Оля сохранила стихи всех своих поклонников. Среди этих стихов были такие: «А ты шла, разрубая воздух рукой. А ты пела, качая в такт головой…» По уверениям авторов бульварных изданий, позже она напечатала сборник в львовском издательстве «Зiв» («Зов») и поставила под этими строками подпись: «Михаил Map. Ф».

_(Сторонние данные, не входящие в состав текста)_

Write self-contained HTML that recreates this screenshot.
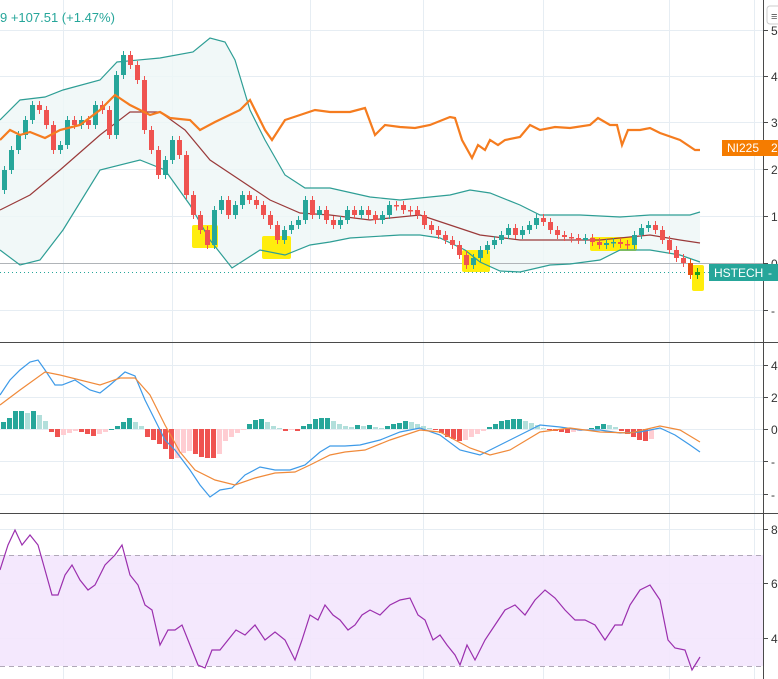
<!DOCTYPE html>
<html><head><meta charset="utf-8"><style>
html,body{margin:0;padding:0;background:#fff;width:778px;height:679px;overflow:hidden;font-family:"Liberation Sans",sans-serif}
svg{display:block}
</style></head><body>
<svg id="s" width="778" height="679" xmlns="http://www.w3.org/2000/svg" font-family="Liberation Sans, sans-serif">
<g stroke="#e6edf3" stroke-width="1">
<line x1="63.5" y1="0" x2="63.5" y2="679"/><line x1="172.5" y1="0" x2="172.5" y2="679"/><line x1="310.5" y1="0" x2="310.5" y2="679"/><line x1="423.5" y1="0" x2="423.5" y2="679"/><line x1="543.5" y1="0" x2="543.5" y2="679"/><line x1="669.5" y1="0" x2="669.5" y2="679"/><line x1="754.5" y1="0" x2="754.5" y2="679"/>
<line x1="0" y1="30.5" x2="763" y2="30.5"/><line x1="0" y1="76.5" x2="763" y2="76.5"/><line x1="0" y1="122.5" x2="763" y2="122.5"/><line x1="0" y1="169.5" x2="763" y2="169.5"/><line x1="0" y1="216.5" x2="763" y2="216.5"/><line x1="0" y1="310.5" x2="763" y2="310.5"/>
<line x1="0" y1="365.5" x2="763" y2="365.5"/><line x1="0" y1="397.5" x2="763" y2="397.5"/><line x1="0" y1="429.5" x2="763" y2="429.5"/><line x1="0" y1="461.5" x2="763" y2="461.5"/><line x1="0" y1="494.5" x2="763" y2="494.5"/>
<line x1="0" y1="529.5" x2="763" y2="529.5"/><line x1="0" y1="583.5" x2="763" y2="583.5"/><line x1="0" y1="638.5" x2="763" y2="638.5"/>
</g>
<!-- RSI band -->
<rect x="0" y="555" width="763" height="111" fill="#f3e5fd" opacity="0.9"/>
<line x1="0" y1="555.5" x2="763" y2="555.5" stroke="#b0a8b8" stroke-dasharray="5,4"/>
<line x1="0" y1="666.5" x2="763" y2="666.5" stroke="#b0a8b8" stroke-dasharray="5,4"/>
<!-- bollinger fill -->
<polygon id="bb" fill="#eef6f6" opacity="0.8"/>
<line x1="0" y1="263.5" x2="763" y2="263.5" stroke="#b0b4b8"/>
<line x1="0" y1="272.5" x2="763" y2="272.5" stroke="#26a69a" stroke-dasharray="1,3"/>
<g fill="#ffec00" opacity="0.95">
<rect x="192" y="225" width="26" height="23" rx="2"/><rect x="262" y="236" width="29" height="23" rx="2"/><rect x="462" y="250" width="28" height="22" rx="2"/><rect x="590" y="237" width="47" height="14" rx="2"/><rect x="692" y="265" width="12" height="26" rx="2"/>
</g>
<polyline id="up" fill="none" stroke="#2e9e95" stroke-width="1.2"/>
<polyline id="lo" fill="none" stroke="#2e9e95" stroke-width="1.2"/>
<polyline id="mid" fill="none" stroke="#9a3a3a" stroke-width="1.2"/>
<g id="candles"></g>
<polyline id="ni" fill="none" stroke="#f57c1f" stroke-width="2.2"/>
<g id="hist"></g>
<polyline id="macd" fill="none" stroke="#3d9ae8" stroke-width="1.2"/>
<polyline id="sig" fill="none" stroke="#f08a3a" stroke-width="1.2"/>
<polyline id="rsi" fill="none" stroke="#9b2fae" stroke-width="1.2"/>
<line x1="0" y1="342.5" x2="778" y2="342.5" stroke="#4a4a4a"/>
<line x1="0" y1="513.5" x2="778" y2="513.5" stroke="#4a4a4a"/>
<line x1="763.5" y1="0" x2="763.5" y2="679" stroke="#4a4a4a"/>
<g stroke="#4a4a4a">
<line x1="763" y1="30.5" x2="768" y2="30.5"/><line x1="763" y1="76.5" x2="768" y2="76.5"/><line x1="763" y1="122.5" x2="768" y2="122.5"/><line x1="763" y1="169.5" x2="768" y2="169.5"/><line x1="763" y1="216.5" x2="768" y2="216.5"/><line x1="763" y1="263.5" x2="768" y2="263.5"/><line x1="763" y1="310.5" x2="768" y2="310.5"/>
<line x1="763" y1="365.5" x2="768" y2="365.5"/><line x1="763" y1="397.5" x2="768" y2="397.5"/><line x1="763" y1="429.5" x2="768" y2="429.5"/><line x1="763" y1="461.5" x2="768" y2="461.5"/><line x1="763" y1="494.5" x2="768" y2="494.5"/>
<line x1="763" y1="529.5" x2="768" y2="529.5"/><line x1="763" y1="583.5" x2="768" y2="583.5"/><line x1="763" y1="638.5" x2="768" y2="638.5"/>
</g>
<g font-size="12" fill="#333">
<text x="771" y="35">5</text><text x="771" y="81">4</text><text x="771" y="127">3</text><text x="771" y="174">2</text><text x="771" y="221">1</text><text x="771" y="268">0</text><text x="771" y="315">-</text>
<text x="771" y="370">4</text><text x="771" y="402">2</text><text x="771" y="434">0</text><text x="771" y="466">-</text><text x="771" y="499">-</text>
<text x="771" y="534">8</text><text x="771" y="588">6</text><text x="771" y="643">4</text>
</g>
<rect x="767" y="6" width="14" height="18" rx="3" fill="#fff" stroke="#ccc"/>
<text x="771" y="20" font-size="11" fill="#555">≡</text>
<rect x="722" y="140" width="41" height="16" fill="#f57c00"/>
<text x="727" y="152" font-size="12" fill="#fff">NI225</text>
<rect x="763" y="140" width="15" height="16" fill="#f57c00"/>
<text x="771" y="152" font-size="12" fill="#fff">2</text>
<rect x="709" y="264" width="54" height="17" fill="#26a69a"/>
<text x="714" y="277" font-size="12" fill="#fff">HSTECH</text>
<rect x="763" y="264" width="15" height="17" fill="#26a69a"/>
<text x="768" y="277" font-size="12" fill="#fff">-</text>
<text x="0" y="22" font-size="13" fill="#26a69a">9  +107.51  (+1.47%)</text>
</svg>
<script>
function P(a){return a.map(p=>p.join(',')).join(' ')}
var up=[[0,120],[20,100],[45,97],[63,90],[100,80],[117,62],[160,58],[193,52],[210,38],[225,42],[235,60],[250,110],[265,140],[285,175],[305,188],[330,188],[370,197],[400,200],[420,198],[450,195],[470,190],[490,193],[520,205],[540,215],[580,215],[620,217],[650,215],[690,215],[700,212]];
var lo=[[0,250],[20,265],[40,260],[63,230],[100,170],[140,160],[165,170],[190,205],[210,240],[232,268],[260,250],[285,255],[310,245],[330,242],[350,238],[400,235],[420,235],[440,238],[465,250],[480,262],[500,271],[520,272],[550,265],[570,264],[600,260],[620,250],[650,250],[680,255],[700,262]];
var mid=[[0,210],[30,195],[60,170],[100,135],[130,112],[160,112],[185,130],[210,160],[240,180],[270,200],[300,213],[330,215],[370,220],[420,215],[450,225],[480,235],[520,240],[545,240],[600,240],[650,235],[680,240],[700,243]];
document.getElementById('up').setAttribute('points',P(up));
document.getElementById('lo').setAttribute('points',P(lo));
document.getElementById('mid').setAttribute('points',P(mid));
document.getElementById('bb').setAttribute('points',P(up.concat(lo.slice().reverse())));
document.getElementById('ni').setAttribute('points',P([[0,140],[10,130],[20,135],[30,132],[45,138],[60,130],[80,125],[100,110],[115,95],[130,105],[150,115],[160,112],[170,118],[190,120],[200,130],[215,122],[240,110],[250,100],[265,130],[272,140],[285,120],[300,115],[315,110],[330,112],[350,112],[365,108],[375,135],[385,125],[400,127],[415,128],[430,125],[450,117],[455,118],[462,140],[472,158],[478,145],[485,150],[490,140],[498,145],[505,140],[520,137],[530,125],[540,130],[555,127],[570,128],[590,125],[598,118],[610,125],[617,125],[622,145],[628,130],[640,130],[650,128],[660,133],[680,140],[695,150],[700,150]]));
var c=[190,170,150,135,120,105,110,125,150,145,120,125,120,125,105,110,135,75,55,65,80,130,150,175,160,140,155,195,215,230,245,210,200,215,205,195,200,205,215,225,240,230,225,220,200,215,210,220,225,220,210,215,210,215,220,215,205,205,210,210,215,225,230,235,240,245,255,265,258,250,245,240,235,228,235,230,225,218,222,230,235,237,238,240,238,242,245,243,242,244,245,235,228,225,230,240,250,258,263,275,272];
var h='';for(var i=1;i<c.length;i++){var x=i*7-7+2,o=c[i-1],cl=c[i];var g=cl<o;var col=g?'#26a69a':'#ef5350';if(i>=99)col=g?'#1b9e1b':'#e8500f';var t=Math.min(o,cl),b=Math.max(o,cl);if(b-t<1.5){b=t+1.5}
h+='<line x1="'+(x+2.5)+'" y1="'+(t-4)+'" x2="'+(x+2.5)+'" y2="'+(b+4)+'" stroke="'+col+'"/><rect x="'+x+'" y="'+t+'" width="5" height="'+(b-t)+'" fill="'+col+'"/>';}
document.getElementById('candles').innerHTML=h;
var hv=[7,11,18,18,16,18,14,8,-3,-8,-6,-4,-2,-3,-5,-7,-5,-3,0,3,7,11,7,3,-8,-11,-15,-20,-30,-29,-24,-22,-25,-28,-29,-29,-25,-12,-8,-4,-1,5,9,10,7,3,1,-2,-1,-2,3,5,10,11,11,8,5,3,2,4,3,4,2,1,3,5,6,8,7,5,3,1,-1,-4,-8,-10,-12,-11,-8,-5,-2,2,5,8,9,10,10,8,6,4,1,-1,-2,-3,-4,-3,-2,-1,1,3,5,4,2,-2,-5,-8,-11,-12,-10];
var hh='';for(var i=0;i<hv.length&&i*6<700;i++){var v=hv[i],p=i?hv[i-1]:0,x=i*6+1,col;if(v>=0)col=(v>=p)?'#26a69a':'#b2dfdb';else col=(v<=p)?'#ef5350':'#ffcdd2';var y=v>=0?429-v:429,hh2=Math.max(Math.abs(v),1);
hh+='<rect x="'+x+'" y="'+y+'" width="5" height="'+hh2+'" fill="'+col+'"/>';}
document.getElementById('hist').innerHTML=hh;
document.getElementById('macd').setAttribute('points',P([[0,395],[10,380],[20,370],[30,362],[38,360],[45,370],[55,385],[62,385],[75,380],[90,390],[100,393],[110,385],[125,372],[135,376],[145,400],[155,420],[165,440],[175,450],[190,470],[200,485],[210,497],[220,490],[232,488],[245,475],[260,467],[275,470],[290,470],[305,465],[320,452],[330,446],[345,446],[360,445],[380,440],[400,432],[420,428],[440,435],[460,450],[480,455],[500,445],[520,435],[540,425],[560,427],[580,430],[600,430],[620,433],[640,432],[660,428],[675,435],[690,445],[700,452]]));
document.getElementById('sig').setAttribute('points',P([[0,405],[20,390],[45,372],[60,375],[80,380],[100,385],[120,378],[135,378],[150,395],[165,425],[180,452],[195,470],[215,480],[235,485],[255,478],[275,473],[295,472],[310,465],[330,455],[345,452],[365,450],[390,440],[420,430],[440,432],[470,448],[490,455],[510,450],[540,432],[570,428],[600,432],[630,433],[660,426],[680,430],[700,442]]));
document.getElementById('rsi').setAttribute('points',P([[0,570],[8,545],[15,530],[22,545],[30,535],[38,545],[45,570],[52,595],[58,595],[65,575],[72,565],[80,580],[88,590],[95,585],[105,565],[115,555],[122,545],[130,575],[138,585],[145,605],[152,610],[160,645],[168,630],[175,630],[182,625],[190,645],[198,665],[205,668],[212,650],[220,650],[228,640],[236,630],[245,635],[255,625],[265,640],[275,632],[285,640],[295,660],[302,640],[310,615],[318,620],[325,605],[333,615],[340,620],[348,630],[355,625],[362,615],[370,610],[380,615],[390,605],[400,600],[410,598],[418,615],[425,620],[433,640],[440,635],[447,645],[455,655],[460,665],[467,645],[475,660],[485,640],[495,625],[505,610],[515,605],[525,615],[535,600],[545,590],[555,598],[565,610],[575,620],[585,620],[595,625],[605,640],[615,625],[622,625],[630,605],[640,590],[650,585],[660,600],[668,640],[675,648],[685,650],[692,670],[700,657]]));
</script>
</body></html>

Даже если это и правда, в чем есть очень серьезные сомнения, упрекать олигарха в нервозности, сентиментальности и неуравновешенности вряд ли у кого-то повернется язык. Для миллиардера такие слабости не порок, а украшение, потому что они делают его ближе и понятнее простым людям (и не только в нашей стране). Если уж среди российских миллиардеров кого-то и можно удостоить титула «современной женщины с бородой», так это именно Михаила Маратовича. Список его странностей объемен и прекрасен. И благодаря этому списку он стал персонажем множества выдуманных и невыдуманных историй. Например, такой: однажды Фридман, уже будучи олигархом, поспорил с банкиром Авеном, что сможет проехать в метро одну остановку без охраны. Проехал. А потом долго расписывал всем, как он ездил в метро и как на него смотрели, явно узнавая, окружающие пассажиры.
…Когда первый раз в жизни Миша проехался в московском метро, он испытал ужас и такое отвращение, какое может испытать человек, которого заставили надеть чужое несвежее белье. Чужие потные тела излучали неприязнь и враждебность, потому что оказавшийся среди них Миша Фридман был для них таким же чужим и потным телом, которое посягало на их пространство, на их воздух и на их колбасу в гастрономе… Москва вообще не понравилась Мише. При всей ее огромности в ней нельзя было уединиться и спрятать свой страх, свою неуверенность, свою печаль. Этот город был уродливым и чужим. Поэтому, когда Михаил Фридман провалился на экзаменах в Московский физтех, он, возможно, вздохнул с облегчением и отправился обратно, к родным берегам, в теплый, зеленый, домашний и ароматный, как каравай свежего хлеба, Львов.